On 8/26/20 7:11 AM, Borna Cafuk wrote:
Hi everyone, When examining BPF programs that use perf buffers, I have noticed that the `data_sz` parameter in the sample callback has a different value than the size passed to `bpf_perf_event_output`. Raw samples are padded in `perf_prepare_sample` so their size is a multiple of `sizeof(u64)` (see [0]). The sample includes the size header, a `u32`. The size stored in `raw->size` is then size of the sample, minus the 4 bytes for the size header. This size, however, includes both the data and the padding.

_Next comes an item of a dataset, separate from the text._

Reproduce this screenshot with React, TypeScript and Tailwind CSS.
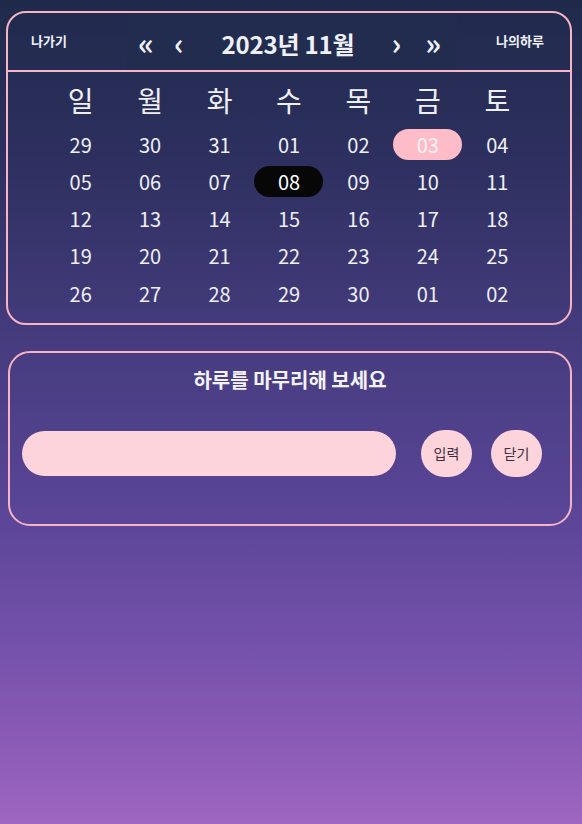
import React from "react";

const days = ["일", "월", "화", "수", "목", "금", "토"];
const weeks = [
  ["29", "30", "31", "01", "02", "03", "04"],
  ["05", "06", "07", "08", "09", "10", "11"],
  ["12", "13", "14", "15", "16", "17", "18"],
  ["19", "20", "21", "22", "23", "24", "25"],
  ["26", "27", "28", "29", "30", "01", "02"],
];

export default function App() {
  return (
    <div
      className="w-[582px] h-[824px] overflow-hidden bg-[linear-gradient(180deg,#1f2a4b_0%,#2e3060_20%,#463c7f_42%,#5a4597_62%,#7451ab_78%,#8a5bb6_90%,#9e66c1_100%)] pt-[11px]"
      style={{ fontFamily: '"Noto Sans CJK KR", "Noto Sans", sans-serif' }}
    >
      {/* Calendar card */}
      <div className="ml-[6px] w-[566px] rounded-[20px] border-2 border-[#f6b4c4] text-[#eef0f6]">
        <div className="h-[59px] border-b-2 border-[#f6b4c4] flex items-center relative">
          <div className="absolute left-[23px] top-[21px] text-[13px] font-bold leading-none">나가기</div>
          <div className="absolute left-[488px] top-[21px] text-[13px] font-bold leading-none">나의하루</div>
          <div className="absolute left-[119px] top-0 h-full w-[330px] bg-[#222c4f] flex items-center pt-[4px]">
            <span className="ml-[11px] text-[30px] leading-none font-bold mt-[-4px]">«</span>
            <span className="ml-[20px] text-[30px] leading-none font-bold mt-[-4px]">‹</span>
            <span className="ml-[38px] text-[24px] font-bold leading-none tracking-[-0.2px]">2023년 11월</span>
            <span className="ml-[37px] text-[30px] leading-none font-bold mt-[-4px]">›</span>
            <span className="ml-[24px] text-[30px] leading-none font-bold mt-[-4px]">»</span>
          </div>
        </div>
        <div className="mx-auto w-[486px] grid grid-cols-7 h-[54px] items-center">
          {days.map((d) => (
            <div key={d} className="text-center text-[28px] leading-none font-normal mt-[1px]">
              {d}
            </div>
          ))}
        </div>
        <div className="mx-auto w-[486px] pb-[11px]">
          {weeks.map((w, i) => (
            <div key={i} className="grid grid-cols-7 h-[37.25px] items-center">
              {w.map((d, j) => {
                const isToday = i === 0 && j === 5;
                const isSel = i === 1 && j === 3;
                return (
                  <div key={j} className="flex justify-center">
                    <div
                      className={
                        "w-[69px] h-[31px] rounded-full flex items-center justify-center text-[20px] leading-none " +
                        (isToday
                          ? "bg-[#fdbcc7] text-[#fff4f6]"
                          : isSel
                          ? "bg-[#070707] text-white"
                          : "")
                      }
                    >
                      {d}
                    </div>
                  </div>
                );
              })}
            </div>
          ))}
        </div>
      </div>

      {/* Diary card */}
      <div className="ml-[8px] mt-[26px] w-[564px] h-[175px] rounded-[22px] border-2 border-[#f6b4c4] flex flex-col">
        <div className="mt-[17px] text-center text-[20px] font-bold text-[#f2f2f8] leading-none">
          하루를 마무리해 보세요
        </div>
        <div className="mt-[40px] flex items-center">
          <div className="ml-[12px] w-[374px] h-[45px] rounded-full bg-[#fdd4dc]" />
          <div className="ml-[25px] w-[51px] h-[47px] rounded-full bg-[#fdd4dc] flex items-center justify-center text-[14px] text-[#3a2f3a]">
            입력
          </div>
          <div className="ml-[19px] w-[51px] h-[47px] rounded-full bg-[#fdd4dc] flex items-center justify-center text-[14px] text-[#3a2f3a]">
            닫기
          </div>
        </div>
      </div>
    </div>
  );
}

What I find confusing is that this size including the padding is eventually passed as `data_sz` to the callback in the userspace, instead of the size of the data that was passed as an argument to `bpf_perf_event_output`. Is this intended behaviour?
From the kernel source code, yes, this is expected behavior. What you described below matches what the kernel did. So raw->size = 68 is expected.
I have a use-case for getting only the size of the data in the userspace, could this be done?
In this case, since we know the kernel writes one record at a time, you check the size, it is 68 more than 62, you just read 62 bytes as your real data, ignore the rest as the padding. Does this work? bcc callback passed the the buffer with raw->size to application. But applications are expected to know what the record layout is...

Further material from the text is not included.